In all events, as a matter of law, any employer using preferences must meet Weber’s remedial predicate, showing a “manifest imbalance” in a “traditionally segregated” position. But 50 years after the 1964 Act made other employment discrimination illegal, there is not much “traditional segregation” left, especially for employers who have been celebrating diversity for years by cheerfully discriminating in favor of “underrepresented” minorities.
The Supreme Court’s 2009 decision in Ricci v. DeStefano — the New Haven firefighters case — further suggests that an employer’s track record of discrimination against, say, Hispanics must be so bad and so recent that if the employer did not compensate by providing a preference, there is a “strong basis in evidence” that it could be successfully sued for that failure. That’s a very high bar.

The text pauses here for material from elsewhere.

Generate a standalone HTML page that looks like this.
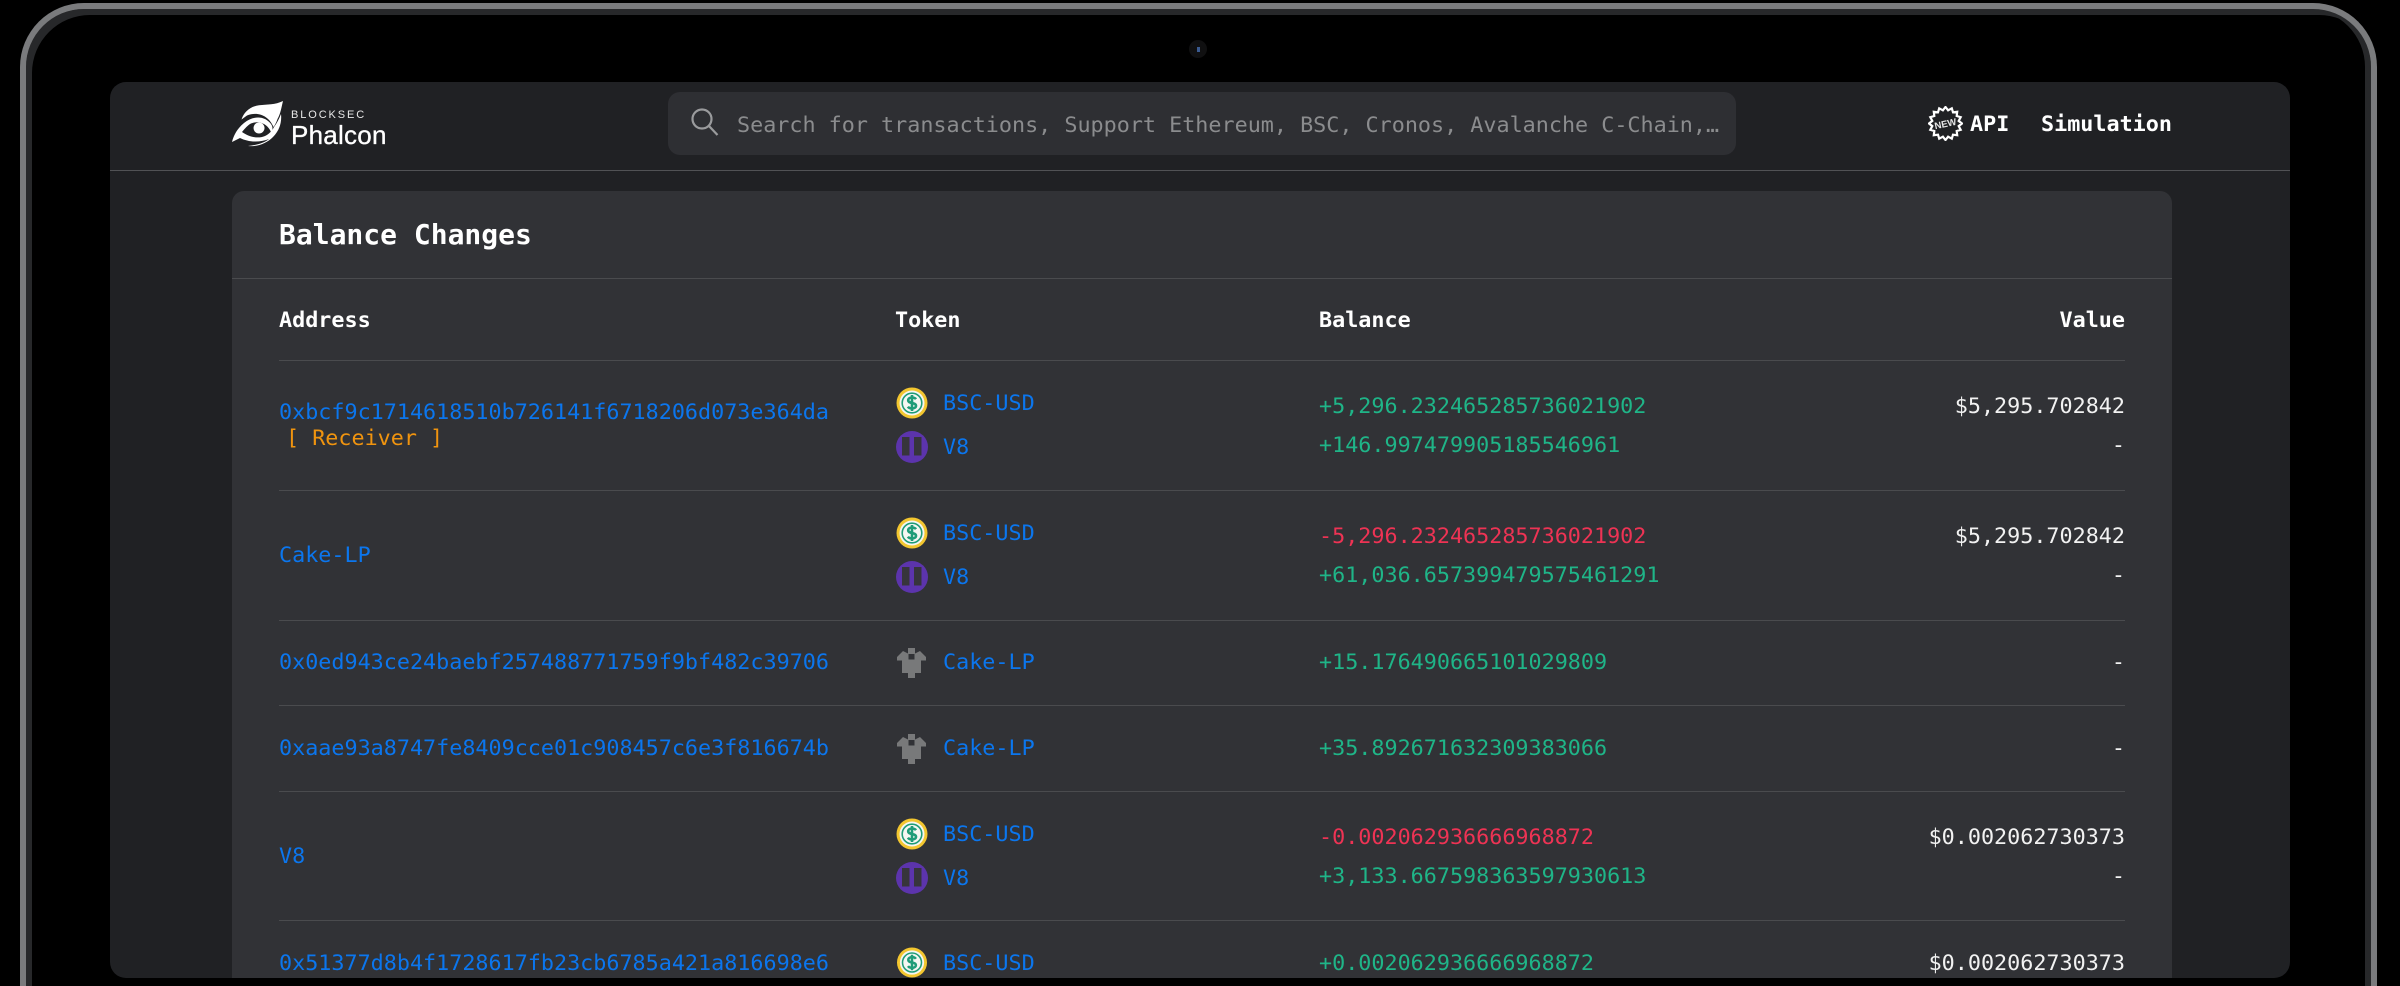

Weber and Johnson also held that preferences cannot “unnecessarily trammel” the interests of non-preferred employees. In 2014, there will never be a situation where the “necessary” way to remedy discrimination is through practicing more discrimination, rather than simply stopping discrimination. The Court’s opinion a year ago in Fisher v. University of Texas likewise stressed that racial preferences in university admissions may be used only as a last resort.
Properly construed, then, Weber ought to have little force today, and there would be less mischief if the Supreme Court would overturn it. But litigation is uncertain and there is no need to wait. The Court’s decision this spring in Schuette v. BAMN makes clear that states have the authority to ban preferential treatment, and — better yet — Congress itself can (and should) clarify the meaning of the 1964 Act.
There will be predictable cries that it is a travesty for Congress to celebrate the 50th anniversary of the Act by “gutting” it. But it was the Supreme Court that gutted the Act when it ruled against Brian Weber, and Congress would not be gutting the statute but restoring it.